Что осталось в памяти

Ученые мужи пишут, что ребенок запоминает события только после трех лет, а более ранние воспоминания основаны на пересказах взрослых. Но мои самые первые воспоминания относятся к совсем раннему периоду моей жизни и пересказать мне их было некому…

Я родилась в 1942 году в городе Котласе, где работали актерами мои мама и папа. Шла война. Самое первое воспоминание – это скорее ощущение добра, заполнившего пространство вокруг. Оно ко мне ласково, мне в нем хорошо, тепло и спокойно, хотя сейчас меня куда-то несут в пеленках. Мне не страшно, ну, несут и несут. Оказалось, принесли показать раненому соседу, почти мальчику.

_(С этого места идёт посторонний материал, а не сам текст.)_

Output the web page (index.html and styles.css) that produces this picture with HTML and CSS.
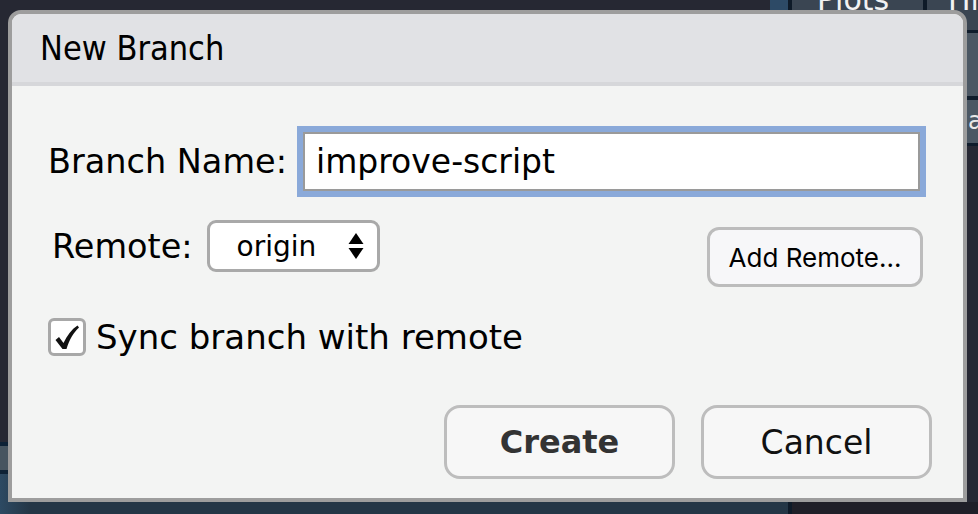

Несла меня его мама, я помню расположение комнат, помню часть обстановки у нас и соседей, где на кровати лежит этот раненый мальчик, а его мама сажает меня ему на грудь, покрытую белой простыней, и щебечет, щебечет, как птичка, стараясь порадовать сына. Я мала настолько, что еще не умею стоять, да и сидеть еще не очень могу – меня поддерживают под спинку. Но, что удивительно, я все понимаю. Я в светлых пеленках – тоже, видимо, из старых простыней, – и просидела я так совсем чуть-чуть, потому что щебечущая мама, смеясь, вдруг меня подхватила и с возгласами «ай-ай-ай!» быстро понесла обратно к нам в комнату. Вокруг – несколько чужих людей (моей мамы не было), и все смеялись, и раненый мальчик тоже…

Следующее воспоминание: я уже хожу, еще плохо, но хожу – на общей кухне, вокруг старого обшарпанного табурета. Фанерное сиденье его от времени и влаги стало серо-белым, а углы расслоились. Стоит табурет посреди кухни и служит, как я теперь понимаю, подставкой для таза, когда надо постирать. Одной рукой я держусь за табурет, другой пытаюсь достать маленький, тоненький леденец голубого цвета на противоположном от меня краешке табурета. Не без труда мне это удается, и леденец быстро отправляется в рот – но… увы, леденцом оказывается простой обмылок. Отвратительный вкус его я помню до сих пор… Хоть я совсем мала, рядом никого нет, пожаловаться некому. И я справляюсь с разочарованием сама, выплюнув обмылок и вытерев язык рукавом.